My First Concert is a series of blogs that takes leading music-makers back to their childhoods to recall the formative experiences that led them to a life in music. As he looks forward to conducting the Orchestra of Opera North performing his own score to the classic silent film Wings, composer and conductor Carl Davis CBE recalls his early years in New York.
“My parents, well aware of my passion for music, decided an appropriate seventh birthday present would be an excursion into Manhattan to see the recently released Disney animated film Fantasia. This was a very prophetic move on their part as I have been involved in putting music to pictures ever since.

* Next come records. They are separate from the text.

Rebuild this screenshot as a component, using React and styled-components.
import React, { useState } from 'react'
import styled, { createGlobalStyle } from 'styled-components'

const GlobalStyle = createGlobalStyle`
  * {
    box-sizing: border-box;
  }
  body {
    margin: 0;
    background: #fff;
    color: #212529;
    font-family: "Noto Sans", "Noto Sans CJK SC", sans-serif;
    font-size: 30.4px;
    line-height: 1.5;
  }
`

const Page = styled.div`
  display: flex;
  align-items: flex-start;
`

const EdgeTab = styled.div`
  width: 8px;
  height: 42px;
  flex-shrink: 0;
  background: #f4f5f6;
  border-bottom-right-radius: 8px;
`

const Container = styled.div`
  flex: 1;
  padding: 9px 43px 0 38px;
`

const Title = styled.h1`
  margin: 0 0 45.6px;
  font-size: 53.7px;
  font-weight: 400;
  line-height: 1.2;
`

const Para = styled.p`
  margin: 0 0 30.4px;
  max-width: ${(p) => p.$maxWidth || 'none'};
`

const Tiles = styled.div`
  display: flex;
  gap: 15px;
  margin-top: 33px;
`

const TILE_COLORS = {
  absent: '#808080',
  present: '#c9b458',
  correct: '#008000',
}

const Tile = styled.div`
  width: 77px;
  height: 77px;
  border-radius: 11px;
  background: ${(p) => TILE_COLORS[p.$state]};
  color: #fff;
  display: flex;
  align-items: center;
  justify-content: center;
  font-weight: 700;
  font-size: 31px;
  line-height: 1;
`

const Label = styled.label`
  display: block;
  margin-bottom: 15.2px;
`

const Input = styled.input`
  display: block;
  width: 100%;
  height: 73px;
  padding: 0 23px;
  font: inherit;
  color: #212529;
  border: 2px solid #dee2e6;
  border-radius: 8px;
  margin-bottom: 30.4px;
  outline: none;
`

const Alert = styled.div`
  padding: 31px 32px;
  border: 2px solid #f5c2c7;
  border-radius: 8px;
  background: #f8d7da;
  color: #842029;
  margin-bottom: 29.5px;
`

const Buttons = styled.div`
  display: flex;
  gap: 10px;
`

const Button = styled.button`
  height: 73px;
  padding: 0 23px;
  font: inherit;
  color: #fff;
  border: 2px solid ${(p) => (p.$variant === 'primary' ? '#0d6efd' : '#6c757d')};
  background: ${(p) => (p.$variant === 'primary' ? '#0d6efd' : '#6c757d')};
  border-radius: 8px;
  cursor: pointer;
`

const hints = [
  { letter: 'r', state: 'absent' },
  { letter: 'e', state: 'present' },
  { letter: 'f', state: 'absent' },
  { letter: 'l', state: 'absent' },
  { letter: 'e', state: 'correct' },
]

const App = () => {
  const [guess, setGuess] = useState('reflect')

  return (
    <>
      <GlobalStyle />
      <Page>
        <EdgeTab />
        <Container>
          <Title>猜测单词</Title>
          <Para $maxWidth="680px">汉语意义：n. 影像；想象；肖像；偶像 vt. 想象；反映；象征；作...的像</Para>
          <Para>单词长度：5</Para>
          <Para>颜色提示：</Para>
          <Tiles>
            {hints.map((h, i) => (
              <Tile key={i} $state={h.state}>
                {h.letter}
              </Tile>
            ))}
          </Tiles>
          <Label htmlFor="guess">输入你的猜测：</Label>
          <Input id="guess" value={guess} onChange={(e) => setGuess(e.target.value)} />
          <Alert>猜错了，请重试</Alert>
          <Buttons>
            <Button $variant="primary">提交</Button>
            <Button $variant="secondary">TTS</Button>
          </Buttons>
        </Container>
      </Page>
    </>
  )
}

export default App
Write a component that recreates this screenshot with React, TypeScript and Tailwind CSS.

“Fantasia is, in fact, a concert on film. Some of the world’s most popular classical works and one of the most notorious (I’m thinking of Stravinsky’s The Rite of Spring) performed by the superb Philadelphia Symphony Orchestra, conducted by the flamboyant Leopold Stokowski, make up the soundtrack, brilliantly animated by Walt Disney. I was transfixed. I had a repertoire for life.”
Born in New York in 1936, Carl Davis gained conducting experience in his teens with the New York City Opera and the Robert Shaw Chorale, but he soon decided to focus on composing. In 1959 the revue Diversions, which he co-wrote, won an Off-Broadway Emmy, and its tour to the 1961 Edinburgh Festival brought him to the UK, where he made his home. Soon after he was commissioned to create themes for British TV and radio programmes including That Was The Week That Was, and most famously, the landmark documentary series The World at War.
He is now best known for creating music to accompany silent films, and he will conduct the Orchestra of Opera North’s performance of his own score for the barnstorming 1927 classic Wings, at Huddersfield Town Hall on Thursday 18 October.